**Set problem:** Locate every line in the records below that contains the word "React", and copy each one.

**Provided data:**
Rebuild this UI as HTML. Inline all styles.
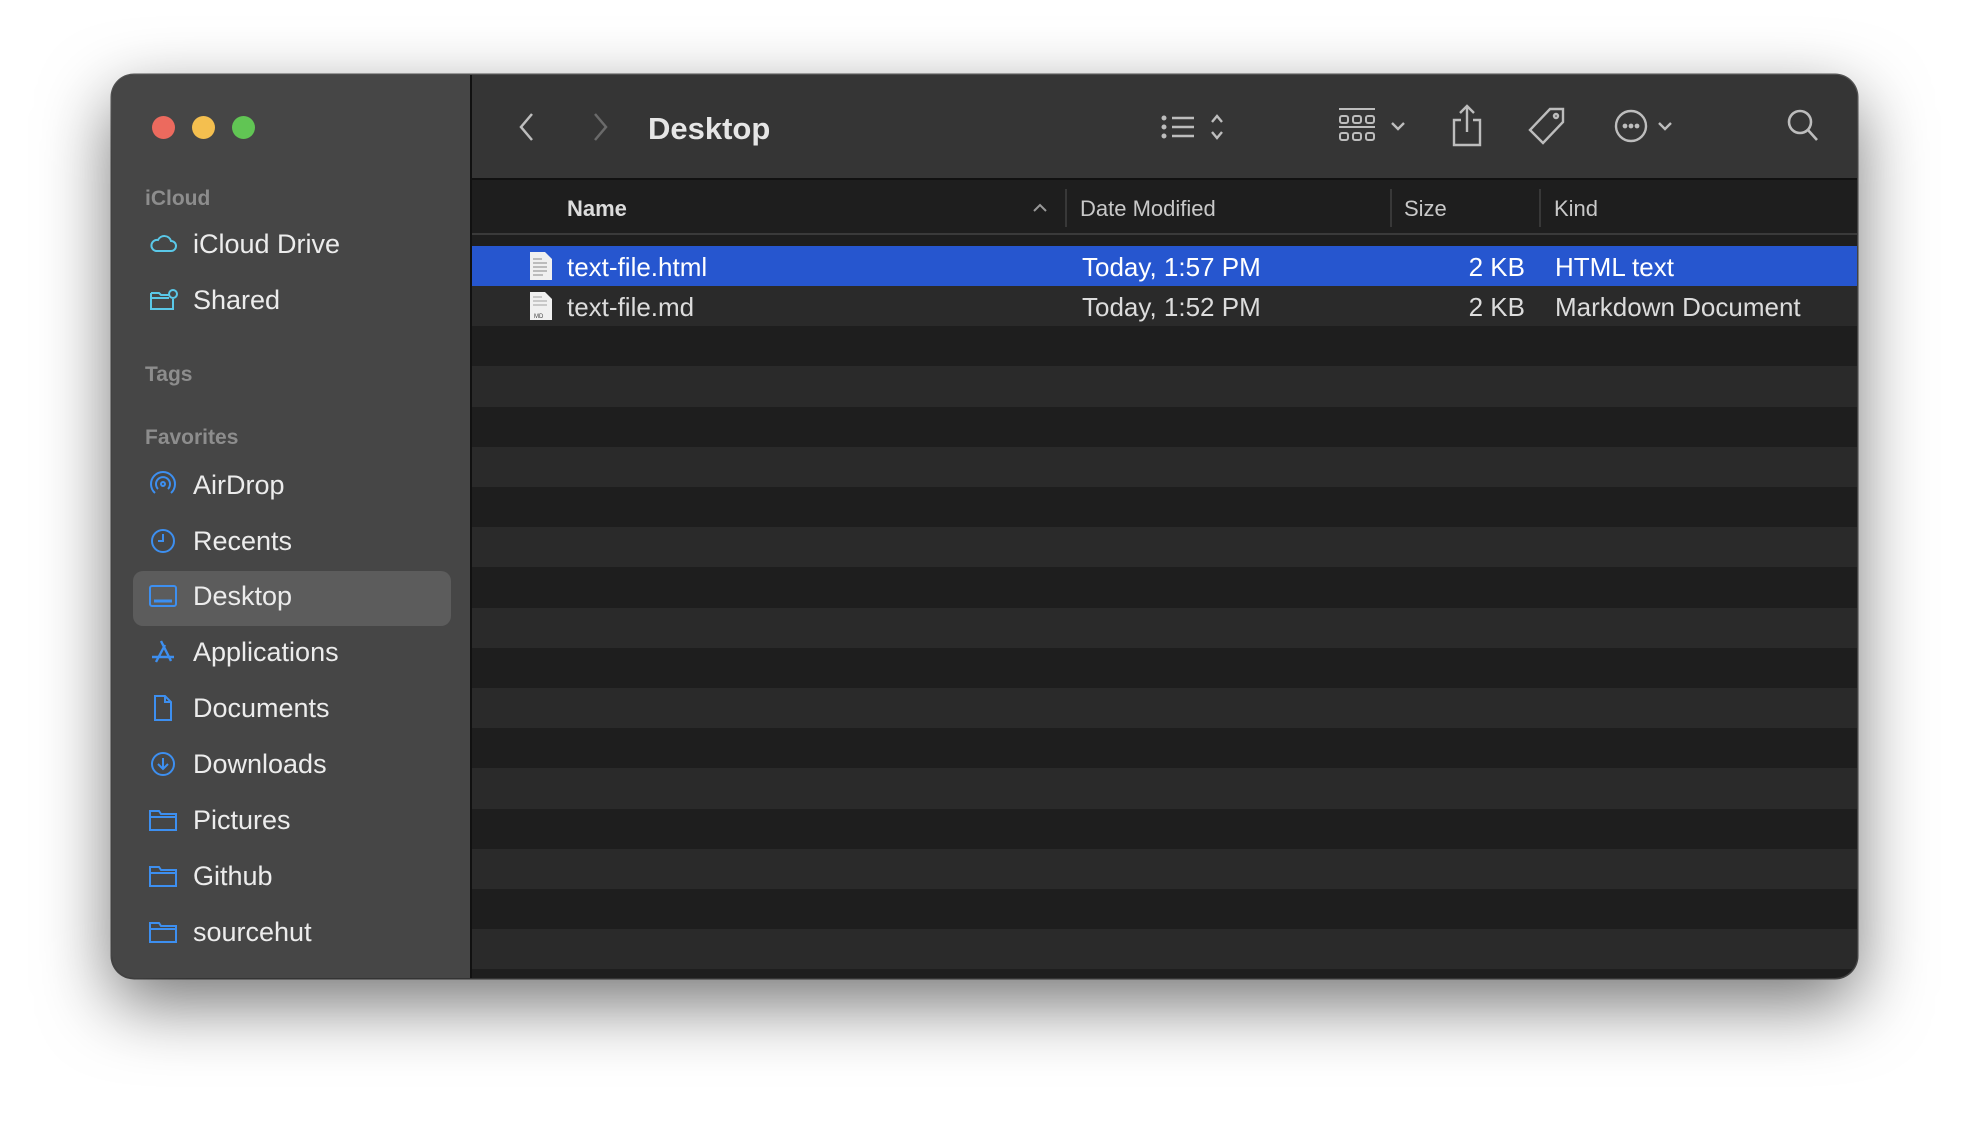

---

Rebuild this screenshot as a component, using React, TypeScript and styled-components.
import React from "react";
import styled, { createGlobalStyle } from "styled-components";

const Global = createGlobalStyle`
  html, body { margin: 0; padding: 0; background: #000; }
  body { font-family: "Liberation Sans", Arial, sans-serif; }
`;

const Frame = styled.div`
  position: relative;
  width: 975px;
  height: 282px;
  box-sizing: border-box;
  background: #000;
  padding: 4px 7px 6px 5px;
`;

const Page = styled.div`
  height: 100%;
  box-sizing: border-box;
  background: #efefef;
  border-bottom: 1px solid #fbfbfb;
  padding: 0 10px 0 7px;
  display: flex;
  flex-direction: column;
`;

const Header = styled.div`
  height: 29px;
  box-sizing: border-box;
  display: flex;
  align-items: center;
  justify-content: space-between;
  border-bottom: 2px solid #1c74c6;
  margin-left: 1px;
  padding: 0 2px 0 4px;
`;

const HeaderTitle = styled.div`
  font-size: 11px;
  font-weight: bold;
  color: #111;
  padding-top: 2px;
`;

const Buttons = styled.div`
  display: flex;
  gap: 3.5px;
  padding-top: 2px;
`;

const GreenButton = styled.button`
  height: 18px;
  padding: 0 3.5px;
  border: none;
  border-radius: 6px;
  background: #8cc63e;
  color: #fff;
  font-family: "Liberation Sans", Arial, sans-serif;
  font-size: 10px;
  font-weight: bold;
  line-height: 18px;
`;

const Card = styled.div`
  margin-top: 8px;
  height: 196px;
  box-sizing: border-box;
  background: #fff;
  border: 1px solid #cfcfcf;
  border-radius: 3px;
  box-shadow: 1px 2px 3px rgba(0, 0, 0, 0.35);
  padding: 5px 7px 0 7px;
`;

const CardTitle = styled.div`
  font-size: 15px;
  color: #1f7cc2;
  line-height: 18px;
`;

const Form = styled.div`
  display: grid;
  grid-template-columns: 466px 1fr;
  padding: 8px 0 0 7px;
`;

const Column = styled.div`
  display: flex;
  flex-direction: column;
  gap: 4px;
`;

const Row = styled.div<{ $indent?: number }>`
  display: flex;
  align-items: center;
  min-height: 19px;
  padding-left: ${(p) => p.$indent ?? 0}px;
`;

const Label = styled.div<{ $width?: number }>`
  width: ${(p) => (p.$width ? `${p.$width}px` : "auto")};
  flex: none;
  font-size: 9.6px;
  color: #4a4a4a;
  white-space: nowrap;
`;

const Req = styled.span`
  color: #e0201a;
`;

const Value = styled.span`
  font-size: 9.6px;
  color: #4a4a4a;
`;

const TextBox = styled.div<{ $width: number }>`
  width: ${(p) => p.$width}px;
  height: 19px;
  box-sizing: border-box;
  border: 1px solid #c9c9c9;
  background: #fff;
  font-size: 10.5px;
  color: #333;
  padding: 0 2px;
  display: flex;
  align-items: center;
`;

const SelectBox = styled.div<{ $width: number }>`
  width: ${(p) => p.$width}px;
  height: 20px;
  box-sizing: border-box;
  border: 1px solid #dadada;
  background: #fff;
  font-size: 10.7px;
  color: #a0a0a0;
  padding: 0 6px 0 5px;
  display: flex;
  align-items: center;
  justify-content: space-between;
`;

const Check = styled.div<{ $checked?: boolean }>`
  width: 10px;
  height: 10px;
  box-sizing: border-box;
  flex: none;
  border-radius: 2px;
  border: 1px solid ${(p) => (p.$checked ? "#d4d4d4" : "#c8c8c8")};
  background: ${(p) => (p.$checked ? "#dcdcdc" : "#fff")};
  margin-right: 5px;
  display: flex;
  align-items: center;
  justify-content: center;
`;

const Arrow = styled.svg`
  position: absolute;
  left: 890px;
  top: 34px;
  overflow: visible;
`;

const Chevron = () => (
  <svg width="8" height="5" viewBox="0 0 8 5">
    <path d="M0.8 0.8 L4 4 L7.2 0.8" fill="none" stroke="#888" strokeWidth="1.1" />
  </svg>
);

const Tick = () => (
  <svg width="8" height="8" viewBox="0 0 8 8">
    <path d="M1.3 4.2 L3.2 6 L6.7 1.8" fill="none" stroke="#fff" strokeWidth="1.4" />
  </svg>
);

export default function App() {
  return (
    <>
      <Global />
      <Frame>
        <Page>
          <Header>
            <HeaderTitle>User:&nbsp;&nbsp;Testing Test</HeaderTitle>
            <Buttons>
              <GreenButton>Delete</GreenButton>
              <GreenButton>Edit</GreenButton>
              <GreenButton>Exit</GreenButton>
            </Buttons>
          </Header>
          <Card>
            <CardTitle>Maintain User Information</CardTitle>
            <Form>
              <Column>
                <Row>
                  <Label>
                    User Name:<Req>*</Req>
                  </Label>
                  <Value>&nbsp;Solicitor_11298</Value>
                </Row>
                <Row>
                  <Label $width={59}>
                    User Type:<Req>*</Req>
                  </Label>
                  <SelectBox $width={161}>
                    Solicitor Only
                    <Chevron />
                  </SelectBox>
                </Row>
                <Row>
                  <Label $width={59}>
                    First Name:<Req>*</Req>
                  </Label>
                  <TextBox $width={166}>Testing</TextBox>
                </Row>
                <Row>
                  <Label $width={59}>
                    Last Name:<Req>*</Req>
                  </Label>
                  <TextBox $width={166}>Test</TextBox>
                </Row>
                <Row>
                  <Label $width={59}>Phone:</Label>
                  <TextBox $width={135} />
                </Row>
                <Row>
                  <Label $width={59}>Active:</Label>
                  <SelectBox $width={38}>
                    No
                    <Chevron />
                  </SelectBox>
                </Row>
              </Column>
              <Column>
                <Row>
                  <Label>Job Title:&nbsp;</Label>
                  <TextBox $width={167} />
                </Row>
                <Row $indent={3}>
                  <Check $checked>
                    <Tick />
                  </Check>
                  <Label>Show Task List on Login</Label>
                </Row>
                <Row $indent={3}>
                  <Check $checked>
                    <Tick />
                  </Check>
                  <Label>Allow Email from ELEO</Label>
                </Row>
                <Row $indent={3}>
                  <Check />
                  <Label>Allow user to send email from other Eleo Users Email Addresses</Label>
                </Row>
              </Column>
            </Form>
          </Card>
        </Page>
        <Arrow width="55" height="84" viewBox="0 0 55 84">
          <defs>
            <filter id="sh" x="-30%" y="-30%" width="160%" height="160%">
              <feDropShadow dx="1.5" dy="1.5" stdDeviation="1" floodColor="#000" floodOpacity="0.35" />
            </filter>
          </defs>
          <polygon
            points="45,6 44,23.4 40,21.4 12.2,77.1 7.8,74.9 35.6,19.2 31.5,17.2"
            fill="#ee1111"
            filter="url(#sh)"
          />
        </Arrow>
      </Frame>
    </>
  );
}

**Correct response:**
Rebuild this screenshot as a component, using React, TypeScript and styled-components.
import React from "react";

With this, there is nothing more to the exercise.